(Short exercise): List all lines of the data containing the word "React".
+-------+
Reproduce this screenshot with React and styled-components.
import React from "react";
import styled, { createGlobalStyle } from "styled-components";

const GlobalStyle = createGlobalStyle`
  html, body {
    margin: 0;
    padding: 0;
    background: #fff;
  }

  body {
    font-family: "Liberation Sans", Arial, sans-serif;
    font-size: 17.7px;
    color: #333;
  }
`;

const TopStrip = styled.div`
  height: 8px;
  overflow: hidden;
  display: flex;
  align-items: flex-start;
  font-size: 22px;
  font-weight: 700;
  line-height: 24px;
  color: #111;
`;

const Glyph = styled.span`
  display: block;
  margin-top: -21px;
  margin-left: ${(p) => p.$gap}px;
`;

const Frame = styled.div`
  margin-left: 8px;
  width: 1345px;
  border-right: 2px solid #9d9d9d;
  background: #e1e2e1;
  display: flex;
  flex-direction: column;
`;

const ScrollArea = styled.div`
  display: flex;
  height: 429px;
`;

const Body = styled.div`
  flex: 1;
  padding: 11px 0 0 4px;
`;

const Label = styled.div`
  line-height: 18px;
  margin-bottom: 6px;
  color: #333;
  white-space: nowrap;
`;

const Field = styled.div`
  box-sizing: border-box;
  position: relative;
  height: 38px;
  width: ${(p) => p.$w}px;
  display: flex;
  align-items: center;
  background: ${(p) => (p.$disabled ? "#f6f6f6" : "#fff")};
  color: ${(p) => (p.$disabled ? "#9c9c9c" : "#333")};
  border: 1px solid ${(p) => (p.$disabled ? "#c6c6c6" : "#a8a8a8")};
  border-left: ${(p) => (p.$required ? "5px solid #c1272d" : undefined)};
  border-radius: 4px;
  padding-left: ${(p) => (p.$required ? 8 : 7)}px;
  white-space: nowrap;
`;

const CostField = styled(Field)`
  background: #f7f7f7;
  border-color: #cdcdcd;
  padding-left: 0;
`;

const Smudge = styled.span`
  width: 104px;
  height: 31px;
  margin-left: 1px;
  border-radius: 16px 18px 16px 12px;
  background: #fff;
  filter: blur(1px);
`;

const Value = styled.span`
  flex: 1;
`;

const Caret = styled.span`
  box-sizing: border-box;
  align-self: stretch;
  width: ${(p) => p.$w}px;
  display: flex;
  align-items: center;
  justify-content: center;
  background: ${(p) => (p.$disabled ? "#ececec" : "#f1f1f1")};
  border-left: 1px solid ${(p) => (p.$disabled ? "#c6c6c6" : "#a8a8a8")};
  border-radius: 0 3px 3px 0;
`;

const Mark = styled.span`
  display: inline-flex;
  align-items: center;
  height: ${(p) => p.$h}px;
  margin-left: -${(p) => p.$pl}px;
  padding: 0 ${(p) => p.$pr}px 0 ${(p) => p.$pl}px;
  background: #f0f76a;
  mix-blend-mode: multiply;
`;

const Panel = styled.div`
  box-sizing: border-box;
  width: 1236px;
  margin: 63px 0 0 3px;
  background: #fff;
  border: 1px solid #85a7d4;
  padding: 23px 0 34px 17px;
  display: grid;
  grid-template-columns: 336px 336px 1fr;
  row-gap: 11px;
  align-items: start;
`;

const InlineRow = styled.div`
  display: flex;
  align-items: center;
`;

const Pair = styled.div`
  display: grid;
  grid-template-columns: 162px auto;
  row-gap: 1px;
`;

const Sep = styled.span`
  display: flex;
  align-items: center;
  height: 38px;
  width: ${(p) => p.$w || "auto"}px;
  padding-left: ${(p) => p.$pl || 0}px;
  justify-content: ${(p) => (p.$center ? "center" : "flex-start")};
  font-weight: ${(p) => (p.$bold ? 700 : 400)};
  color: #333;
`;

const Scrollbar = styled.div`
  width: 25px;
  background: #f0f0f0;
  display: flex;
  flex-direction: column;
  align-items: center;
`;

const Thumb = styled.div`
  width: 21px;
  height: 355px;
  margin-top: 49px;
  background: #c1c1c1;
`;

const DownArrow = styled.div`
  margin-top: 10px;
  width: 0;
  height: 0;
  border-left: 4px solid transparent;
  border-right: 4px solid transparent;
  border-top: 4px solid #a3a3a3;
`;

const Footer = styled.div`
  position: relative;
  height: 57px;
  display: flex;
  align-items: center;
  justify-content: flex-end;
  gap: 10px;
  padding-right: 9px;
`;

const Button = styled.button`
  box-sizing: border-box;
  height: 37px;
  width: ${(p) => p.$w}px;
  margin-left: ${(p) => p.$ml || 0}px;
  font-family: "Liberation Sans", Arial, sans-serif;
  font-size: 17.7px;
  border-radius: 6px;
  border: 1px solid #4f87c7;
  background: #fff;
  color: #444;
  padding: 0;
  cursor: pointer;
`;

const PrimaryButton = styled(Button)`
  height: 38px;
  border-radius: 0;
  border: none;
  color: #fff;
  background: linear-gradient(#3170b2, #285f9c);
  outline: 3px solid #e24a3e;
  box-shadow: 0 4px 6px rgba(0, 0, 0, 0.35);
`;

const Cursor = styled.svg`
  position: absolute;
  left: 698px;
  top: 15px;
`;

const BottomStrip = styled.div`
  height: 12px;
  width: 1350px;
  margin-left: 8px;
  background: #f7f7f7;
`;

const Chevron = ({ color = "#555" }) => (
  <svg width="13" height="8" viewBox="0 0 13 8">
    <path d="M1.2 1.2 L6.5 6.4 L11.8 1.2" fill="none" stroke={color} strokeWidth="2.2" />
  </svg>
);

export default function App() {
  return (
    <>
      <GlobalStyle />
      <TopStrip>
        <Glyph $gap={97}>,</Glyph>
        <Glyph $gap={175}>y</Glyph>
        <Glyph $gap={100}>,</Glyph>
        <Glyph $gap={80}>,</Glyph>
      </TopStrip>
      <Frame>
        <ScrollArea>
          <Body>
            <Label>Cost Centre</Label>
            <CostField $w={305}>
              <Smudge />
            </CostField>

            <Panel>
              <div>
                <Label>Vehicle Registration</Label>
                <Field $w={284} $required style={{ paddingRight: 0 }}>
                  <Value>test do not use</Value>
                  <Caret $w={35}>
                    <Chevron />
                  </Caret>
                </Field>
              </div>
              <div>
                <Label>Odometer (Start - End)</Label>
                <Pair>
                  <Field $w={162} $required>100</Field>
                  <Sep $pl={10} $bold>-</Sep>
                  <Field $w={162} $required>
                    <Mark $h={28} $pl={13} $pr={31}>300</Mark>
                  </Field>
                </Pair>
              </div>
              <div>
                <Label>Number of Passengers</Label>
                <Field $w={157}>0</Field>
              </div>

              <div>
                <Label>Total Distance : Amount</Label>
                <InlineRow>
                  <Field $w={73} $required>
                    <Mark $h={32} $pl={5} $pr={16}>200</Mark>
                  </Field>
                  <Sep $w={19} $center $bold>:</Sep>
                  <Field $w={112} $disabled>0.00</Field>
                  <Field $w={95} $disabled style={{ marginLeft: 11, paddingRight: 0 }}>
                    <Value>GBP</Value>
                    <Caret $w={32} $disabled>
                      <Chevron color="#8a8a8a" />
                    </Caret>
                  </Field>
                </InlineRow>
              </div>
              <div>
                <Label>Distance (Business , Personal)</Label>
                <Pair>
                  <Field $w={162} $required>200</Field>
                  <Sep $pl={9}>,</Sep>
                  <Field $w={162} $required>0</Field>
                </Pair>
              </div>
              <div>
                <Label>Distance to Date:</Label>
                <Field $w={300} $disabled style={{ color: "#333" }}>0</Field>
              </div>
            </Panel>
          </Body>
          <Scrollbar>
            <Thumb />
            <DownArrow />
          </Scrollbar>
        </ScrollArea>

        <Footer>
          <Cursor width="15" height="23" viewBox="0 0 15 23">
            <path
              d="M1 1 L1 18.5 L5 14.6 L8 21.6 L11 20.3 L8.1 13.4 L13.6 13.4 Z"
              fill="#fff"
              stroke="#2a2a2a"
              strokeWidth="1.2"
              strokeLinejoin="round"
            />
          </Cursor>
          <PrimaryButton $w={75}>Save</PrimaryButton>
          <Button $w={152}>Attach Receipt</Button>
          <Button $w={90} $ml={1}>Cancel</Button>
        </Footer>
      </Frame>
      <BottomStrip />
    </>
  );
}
+-------+
(Solution):
Reproduce this screenshot with React and styled-components.
import React from "react";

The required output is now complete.